その時、愛知県田原市の施設が兄の終の住処となった。
兄の施設のエントランスにこんな絵が飾ってあった。
利用者の方が描かれた絵のようであった。
その時しばらく見入ってしまった。
作者の意図を聞いてはいないがこの絵は私に考えさせた。
あまり利用者の身内を見かけることはないいつも静かな施設である。
私の知る福祉施設の中で人も設備も一級の施設である。
しかし、ここに来たくて入所している人はいないであろう。
兄もそうだが、家族と共に生活出来ない現実を受け入れて皆さんここにいる。
家族からすれば安心してそれで変わらぬ日常を過ごしてもらえ、安堵のなか働き生活の糧を得ることが出来る。
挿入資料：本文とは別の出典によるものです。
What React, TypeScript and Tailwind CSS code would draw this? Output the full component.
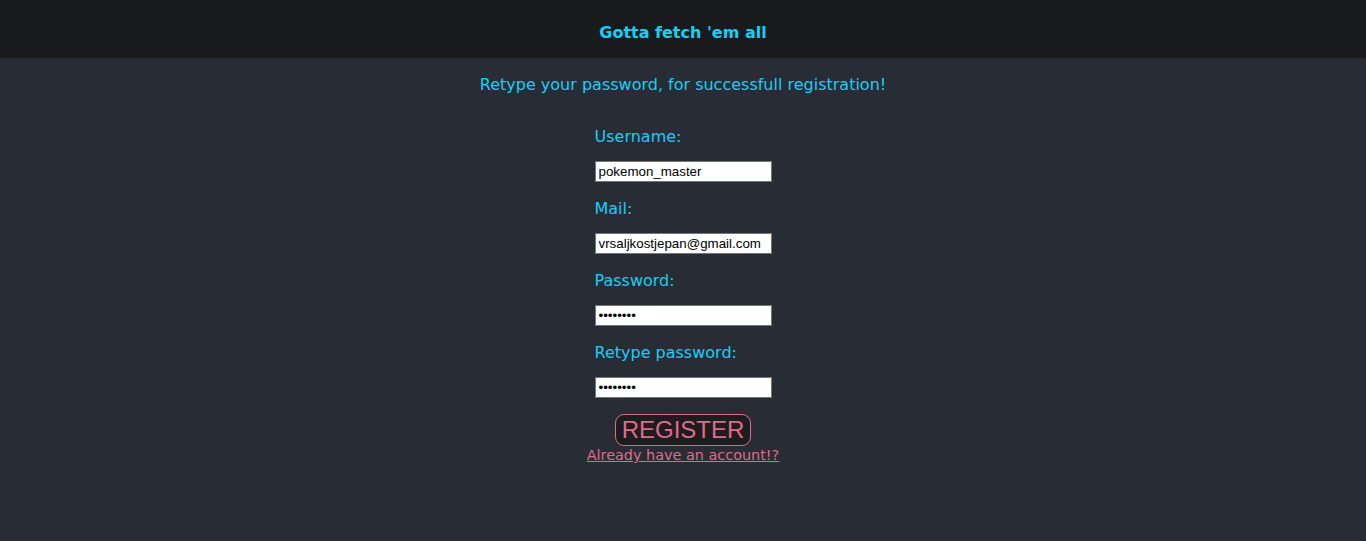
import { useState } from "react";

interface fieldProps {
  label: string;
  type: string;
  value: string;
}

const fields: fieldProps[] = [
  { label: "Username:", type: "text", value: "pokemon_master" },
  { label: "Mail:", type: "email", value: "vrsaljkostjepan@gmail.com" },
  { label: "Password:", type: "password", value: "pikachu1" },
  { label: "Retype password:", type: "password", value: "pikachu1" },
];

export default function App() {
  const [values, setValues] = useState(fields.map((f) => f.value));

  return (
    <div className="min-h-screen bg-[#282c34] font-['DejaVu_Sans',Verdana,sans-serif]">
      <header className="h-[58px] bg-[#181a1b] flex justify-center pt-[23px]">
        <h1 className="text-[16px] leading-[20px] font-bold text-[#0cd3f8]">Gotta fetch 'em all</h1>
      </header>

      <p className="mt-[17px] text-center text-[16px] leading-[19px] text-[#0cd3f8]">
        Retype your password, for successfull registration!
      </p>

      <form
        className="mt-[33px] flex flex-col items-center"
        onSubmit={(e) => e.preventDefault()}
      >
        <div className="w-[177px] flex flex-col">
          {fields.map((field, idx) => (
            <div key={idx} className="flex flex-col">
              <label className="text-[16px] leading-[20px] text-[#0cd3f8] whitespace-nowrap">
                {field.label}
              </label>
              <input
                type={field.type}
                value={values[idx]}
                onChange={(e) =>
                  setValues(values.map((v, i) => (i === idx ? e.target.value : v)))
                }
                className="mt-[14px] mb-[17px] h-[21px] w-[177px] bg-white border border-[#767676] px-[3px] text-[13.33px] text-black font-['Liberation_Sans',Arial,sans-serif] outline-none"
              />
            </div>
          ))}
        </div>

        <button
          type="submit"
          className="-mt-px h-[32px] px-[6px] bg-[#1b1d1f] border border-[#e2698a] rounded-[9px] text-[24px] leading-[28px] text-[#e2698a] font-['Liberation_Sans',Arial,sans-serif]"
        >
          REGISTER
        </button>
        <a href="#" className="text-[14.4px] leading-[18px] text-[#e2698a] underline">
          Already have an account!?
        </a>
      </form>
    </div>
  );
}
病人や障害者と共に生活する事は大きな困難を家族に強いる。
同時にどんな事があろうとも皆が生きていかなければならない現実がある。
誰もが経験した事の無い高齢化社会に突入した日本には口に出さないだけで、今これに似た苦労をされている方は少なくないだろう。
割り切ればいい、割り切ってまともな親なら家族なら、どう考えるかを想像して判断すればいい。
実の子であろうとなかろうと親を送り出す苦悩と闘い罪悪感のなか、ためらい先を選択する人もいるであろう、そんな時は考えたらいい。
まともな親は子を苦労の海に沈めるためにこの世に送り出したわけじゃない。
苦しいのは同じ、皆、イーブンなのである。
互いに何かを削って生きていかなければならない。
そして、互いにその分得るものもあるはずである。
そんな中この絵が私に考えたのは、皆そう理解はしているものの、やっぱり寂しさはあるのではないか、だった。
皆、生きている人間なんだから、家族なんだから。
いつも兄貴に会いに行き、何かを感じさせられて成長させてもらっているような気がする。